§ WHAT TO PRODUCE
Repeat the listing below in full, exactly as it stands.

§ COLLECTED MATERIAL
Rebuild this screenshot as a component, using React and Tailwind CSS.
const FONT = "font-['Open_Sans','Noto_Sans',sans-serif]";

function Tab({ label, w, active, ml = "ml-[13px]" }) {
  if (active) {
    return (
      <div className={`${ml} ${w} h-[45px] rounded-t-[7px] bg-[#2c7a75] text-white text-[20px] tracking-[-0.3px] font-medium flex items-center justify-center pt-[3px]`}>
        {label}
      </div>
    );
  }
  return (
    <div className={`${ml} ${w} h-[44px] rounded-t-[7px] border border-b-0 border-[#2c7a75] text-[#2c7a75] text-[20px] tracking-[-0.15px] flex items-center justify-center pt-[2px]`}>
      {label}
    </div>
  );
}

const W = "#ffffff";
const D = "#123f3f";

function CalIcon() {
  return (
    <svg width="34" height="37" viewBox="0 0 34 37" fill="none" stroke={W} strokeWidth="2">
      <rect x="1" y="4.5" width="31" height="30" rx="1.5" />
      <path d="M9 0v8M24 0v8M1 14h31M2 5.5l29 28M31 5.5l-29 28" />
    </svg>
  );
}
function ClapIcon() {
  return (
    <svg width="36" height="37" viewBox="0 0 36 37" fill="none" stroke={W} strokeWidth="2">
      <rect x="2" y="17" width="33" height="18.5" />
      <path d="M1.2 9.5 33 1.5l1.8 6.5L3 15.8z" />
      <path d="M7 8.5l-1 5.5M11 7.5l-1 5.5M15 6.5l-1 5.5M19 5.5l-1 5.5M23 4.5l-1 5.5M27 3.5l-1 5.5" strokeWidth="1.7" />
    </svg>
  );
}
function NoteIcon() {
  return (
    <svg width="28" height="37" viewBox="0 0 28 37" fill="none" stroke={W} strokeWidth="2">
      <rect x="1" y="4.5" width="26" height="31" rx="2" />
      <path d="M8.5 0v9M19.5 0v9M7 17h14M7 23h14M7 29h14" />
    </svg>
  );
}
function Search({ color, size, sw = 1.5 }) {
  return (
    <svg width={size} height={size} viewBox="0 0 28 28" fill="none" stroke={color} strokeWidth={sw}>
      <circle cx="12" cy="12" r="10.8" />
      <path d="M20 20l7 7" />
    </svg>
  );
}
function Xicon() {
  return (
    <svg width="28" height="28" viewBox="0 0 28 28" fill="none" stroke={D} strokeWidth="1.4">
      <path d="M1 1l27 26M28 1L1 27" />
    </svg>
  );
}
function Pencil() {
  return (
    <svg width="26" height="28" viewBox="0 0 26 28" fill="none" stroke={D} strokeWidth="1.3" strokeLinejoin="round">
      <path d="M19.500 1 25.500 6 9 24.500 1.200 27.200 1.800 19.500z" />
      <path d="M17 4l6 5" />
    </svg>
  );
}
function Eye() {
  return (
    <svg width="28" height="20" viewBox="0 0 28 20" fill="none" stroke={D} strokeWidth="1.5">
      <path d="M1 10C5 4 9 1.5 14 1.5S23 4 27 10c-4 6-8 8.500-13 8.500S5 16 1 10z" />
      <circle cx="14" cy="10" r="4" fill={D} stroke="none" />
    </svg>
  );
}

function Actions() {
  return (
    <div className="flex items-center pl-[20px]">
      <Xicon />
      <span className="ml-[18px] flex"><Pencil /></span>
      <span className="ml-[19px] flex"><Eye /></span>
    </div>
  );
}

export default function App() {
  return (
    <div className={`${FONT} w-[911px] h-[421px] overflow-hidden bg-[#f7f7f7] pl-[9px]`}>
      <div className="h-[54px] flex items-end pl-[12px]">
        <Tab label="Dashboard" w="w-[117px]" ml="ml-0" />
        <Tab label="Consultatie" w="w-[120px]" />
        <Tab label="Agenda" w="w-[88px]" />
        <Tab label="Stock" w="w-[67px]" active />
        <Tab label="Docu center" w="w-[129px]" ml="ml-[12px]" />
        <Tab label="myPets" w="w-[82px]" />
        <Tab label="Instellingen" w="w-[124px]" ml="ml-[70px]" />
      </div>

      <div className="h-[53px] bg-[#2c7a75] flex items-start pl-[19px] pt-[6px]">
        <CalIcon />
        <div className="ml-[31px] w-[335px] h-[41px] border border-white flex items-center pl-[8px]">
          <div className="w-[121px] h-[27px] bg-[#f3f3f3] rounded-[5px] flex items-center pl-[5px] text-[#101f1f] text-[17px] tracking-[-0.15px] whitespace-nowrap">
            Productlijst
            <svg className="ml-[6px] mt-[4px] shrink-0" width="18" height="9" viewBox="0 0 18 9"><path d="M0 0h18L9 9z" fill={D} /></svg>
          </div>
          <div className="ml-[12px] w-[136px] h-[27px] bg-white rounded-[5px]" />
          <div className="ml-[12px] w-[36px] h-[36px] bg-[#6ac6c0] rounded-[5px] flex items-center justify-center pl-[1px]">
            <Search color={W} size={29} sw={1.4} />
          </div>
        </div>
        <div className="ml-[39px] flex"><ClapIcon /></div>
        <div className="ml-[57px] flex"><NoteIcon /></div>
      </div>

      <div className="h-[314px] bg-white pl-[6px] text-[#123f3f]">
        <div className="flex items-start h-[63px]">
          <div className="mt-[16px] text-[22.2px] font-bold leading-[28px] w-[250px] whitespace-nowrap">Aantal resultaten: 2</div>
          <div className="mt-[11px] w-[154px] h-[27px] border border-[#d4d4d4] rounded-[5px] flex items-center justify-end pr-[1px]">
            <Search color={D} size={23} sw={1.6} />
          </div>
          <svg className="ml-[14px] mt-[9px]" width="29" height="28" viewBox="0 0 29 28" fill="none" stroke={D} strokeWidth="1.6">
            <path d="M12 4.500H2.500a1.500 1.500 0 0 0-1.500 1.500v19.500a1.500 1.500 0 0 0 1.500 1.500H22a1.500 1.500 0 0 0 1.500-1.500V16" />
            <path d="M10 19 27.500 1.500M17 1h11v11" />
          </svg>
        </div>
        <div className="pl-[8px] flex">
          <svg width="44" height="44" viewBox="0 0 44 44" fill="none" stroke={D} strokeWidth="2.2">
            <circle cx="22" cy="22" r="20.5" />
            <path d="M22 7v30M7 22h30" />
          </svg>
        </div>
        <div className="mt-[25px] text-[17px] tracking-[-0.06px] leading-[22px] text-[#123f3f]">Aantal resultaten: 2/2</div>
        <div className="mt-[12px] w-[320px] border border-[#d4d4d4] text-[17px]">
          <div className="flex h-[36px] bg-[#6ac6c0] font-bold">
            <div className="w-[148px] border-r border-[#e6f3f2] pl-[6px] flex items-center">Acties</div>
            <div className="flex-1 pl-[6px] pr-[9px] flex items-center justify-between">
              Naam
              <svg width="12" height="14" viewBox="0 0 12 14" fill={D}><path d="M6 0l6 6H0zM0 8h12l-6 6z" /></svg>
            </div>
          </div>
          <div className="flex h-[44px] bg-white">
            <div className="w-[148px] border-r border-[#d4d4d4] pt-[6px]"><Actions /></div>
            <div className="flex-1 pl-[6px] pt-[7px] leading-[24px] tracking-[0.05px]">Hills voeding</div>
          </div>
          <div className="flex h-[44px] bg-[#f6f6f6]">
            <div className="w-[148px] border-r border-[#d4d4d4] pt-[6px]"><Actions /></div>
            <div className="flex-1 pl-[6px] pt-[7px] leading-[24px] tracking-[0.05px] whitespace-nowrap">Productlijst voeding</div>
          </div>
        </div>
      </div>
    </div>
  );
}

§ RIGHT ANSWER
Rebuild this screenshot as a component, using React and Tailwind CSS.
const FONT = "font-['Open_Sans','Noto_Sans',sans-serif]";

function Tab({ label, w, active, ml = "ml-[13px]" }) {
  if (active) {
    return (
      <div className={`${ml} ${w} h-[45px] rounded-t-[7px] bg-[#2c7a75] text-white text-[20px] tracking-[-0.3px] font-medium flex items-center justify-center pt-[3px]`}>
        {label}
      </div>
    );
  }
  return (
    <div className={`${ml} ${w} h-[44px] rounded-t-[7px] border border-b-0 border-[#2c7a75] text-[#2c7a75] text-[20px] tracking-[-0.15px] flex items-center justify-center pt-[2px]`}>
      {label}
    </div>
  );
}

const W = "#ffffff";
const D = "#123f3f";

function CalIcon() {
  return (
    <svg width="34" height="37" viewBox="0 0 34 37" fill="none" stroke={W} strokeWidth="2">
      <rect x="1" y="4.5" width="31" height="30" rx="1.5" />
      <path d="M9 0v8M24 0v8M1 14h31M2 5.5l29 28M31 5.5l-29 28" />
    </svg>
  );
}
function ClapIcon() {
  return (
    <svg width="36" height="37" viewBox="0 0 36 37" fill="none" stroke={W} strokeWidth="2">
      <rect x="2" y="17" width="33" height="18.5" />
      <path d="M1.2 9.5 33 1.5l1.8 6.5L3 15.8z" />
      <path d="M7 8.5l-1 5.5M11 7.5l-1 5.5M15 6.5l-1 5.5M19 5.5l-1 5.5M23 4.5l-1 5.5M27 3.5l-1 5.5" strokeWidth="1.7" />
    </svg>
  );
}
function NoteIcon() {
  return (
    <svg width="28" height="37" viewBox="0 0 28 37" fill="none" stroke={W} strokeWidth="2">
      <rect x="1" y="4.5" width="26" height="31" rx="2" />
      <path d="M8.5 0v9M19.5 0v9M7 17h14M7 23h14M7 29h14" />
    </svg>
  );
}
function Search({ color, size, sw = 1.5 }) {
  return (
    <svg width={size} height={size} viewBox="0 0 28 28" fill="none" stroke={color} strokeWidth={sw}>
      <circle cx="12" cy="12" r="10.8" />
      <path d="M20 20l7 7" />
    </svg>
  );
}
function Xicon() {
  return (
    <svg width="28" height="28" viewBox="0 0 28 28" fill="none" stroke={D} strokeWidth="1.4">
      <path d="M1 1l27 26M28 1L1 27" />
    </svg>
  );
}
function Pencil() {
  return (
    <svg width="26" height="28" viewBox="0 0 26 28" fill="none" stroke={D} strokeWidth="1.3" strokeLinejoin="round">
      <path d="M19.500 1 25.500 6 9 24.500 1.200 27.200 1.800 19.500z" />
      <path d="M17 4l6 5" />
    </svg>
  );
}
function Eye() {
  return (
    <svg width="28" height="20" viewBox="0 0 28 20" fill="none" stroke={D} strokeWidth="1.5">
      <path d="M1 10C5 4 9 1.5 14 1.5S23 4 27 10c-4 6-8 8.500-13 8.500S5 16 1 10z" />
      <circle cx="14" cy="10" r="4" fill={D} stroke="none" />
    </svg>
  );
}

function Actions() {
  return (
    <div className="flex items-center pl-[20px]">
      <Xicon />
      <span className="ml-[18px] flex"><Pencil /></span>
      <span className="ml-[19px] flex"><Eye /></span>
    </div>
  );
}

export default function App() {
  return (
    <div className={`${FONT} w-[911px] h-[421px] overflow-hidden bg-[#f7f7f7] pl-[9px]`}>
      <div className="h-[54px] flex items-end pl-[12px]">
        <Tab label="Dashboard" w="w-[117px]" ml="ml-0" />
        <Tab label="Consultatie" w="w-[120px]" />
        <Tab label="Agenda" w="w-[88px]" />
        <Tab label="Stock" w="w-[67px]" active />
        <Tab label="Docu center" w="w-[129px]" ml="ml-[12px]" />
        <Tab label="myPets" w="w-[82px]" />
        <Tab label="Instellingen" w="w-[124px]" ml="ml-[70px]" />
      </div>

      <div className="h-[53px] bg-[#2c7a75] flex items-start pl-[19px] pt-[6px]">
        <CalIcon />
        <div className="ml-[31px] w-[335px] h-[41px] border border-white flex items-center pl-[8px]">
          <div className="w-[121px] h-[27px] bg-[#f3f3f3] rounded-[5px] flex items-center pl-[5px] text-[#101f1f] text-[17px] tracking-[-0.15px] whitespace-nowrap">
            Productlijst
            <svg className="ml-[6px] mt-[4px] shrink-0" width="18" height="9" viewBox="0 0 18 9"><path d="M0 0h18L9 9z" fill={D} /></svg>
          </div>
          <div className="ml-[12px] w-[136px] h-[27px] bg-white rounded-[5px]" />
          <div className="ml-[12px] w-[36px] h-[36px] bg-[#6ac6c0] rounded-[5px] flex items-center justify-center pl-[1px]">
            <Search color={W} size={29} sw={1.4} />
          </div>
        </div>
        <div className="ml-[39px] flex"><ClapIcon /></div>
        <div className="ml-[57px] flex"><NoteIcon /></div>
      </div>

      <div className="h-[314px] bg-white pl-[6px] text-[#123f3f]">
        <div className="flex items-start h-[63px]">
          <div className="mt-[16px] text-[22.2px] font-bold leading-[28px] w-[250px] whitespace-nowrap">Aantal resultaten: 2</div>
          <div className="mt-[11px] w-[154px] h-[27px] border border-[#d4d4d4] rounded-[5px] flex items-center justify-end pr-[1px]">
            <Search color={D} size={23} sw={1.6} />
          </div>
          <svg className="ml-[14px] mt-[9px]" width="29" height="28" viewBox="0 0 29 28" fill="none" stroke={D} strokeWidth="1.6">
            <path d="M12 4.500H2.500a1.500 1.500 0 0 0-1.500 1.500v19.500a1.500 1.500 0 0 0 1.500 1.500H22a1.500 1.500 0 0 0 1.500-1.500V16" />
            <path d="M10 19 27.500 1.500M17 1h11v11" />
          </svg>
        </div>
        <div className="pl-[8px] flex">
          <svg width="44" height="44" viewBox="0 0 44 44" fill="none" stroke={D} strokeWidth="2.2">
            <circle cx="22" cy="22" r="20.5" />
            <path d="M22 7v30M7 22h30" />
          </svg>
        </div>
        <div className="mt-[25px] text-[17px] tracking-[-0.06px] leading-[22px] text-[#123f3f]">Aantal resultaten: 2/2</div>
        <div className="mt-[12px] w-[320px] border border-[#d4d4d4] text-[17px]">
          <div className="flex h-[36px] bg-[#6ac6c0] font-bold">
            <div className="w-[148px] border-r border-[#e6f3f2] pl-[6px] flex items-center">Acties</div>
            <div className="flex-1 pl-[6px] pr-[9px] flex items-center justify-between">
              Naam
              <svg width="12" height="14" viewBox="0 0 12 14" fill={D}><path d="M6 0l6 6H0zM0 8h12l-6 6z" /></svg>
            </div>
          </div>
          <div className="flex h-[44px] bg-white">
            <div className="w-[148px] border-r border-[#d4d4d4] pt-[6px]"><Actions /></div>
            <div className="flex-1 pl-[6px] pt-[7px] leading-[24px] tracking-[0.05px]">Hills voeding</div>
          </div>
          <div className="flex h-[44px] bg-[#f6f6f6]">
            <div className="w-[148px] border-r border-[#d4d4d4] pt-[6px]"><Actions /></div>
            <div className="flex-1 pl-[6px] pt-[7px] leading-[24px] tracking-[0.05px] whitespace-nowrap">Productlijst voeding</div>
          </div>
        </div>
      </div>
    </div>
  );
}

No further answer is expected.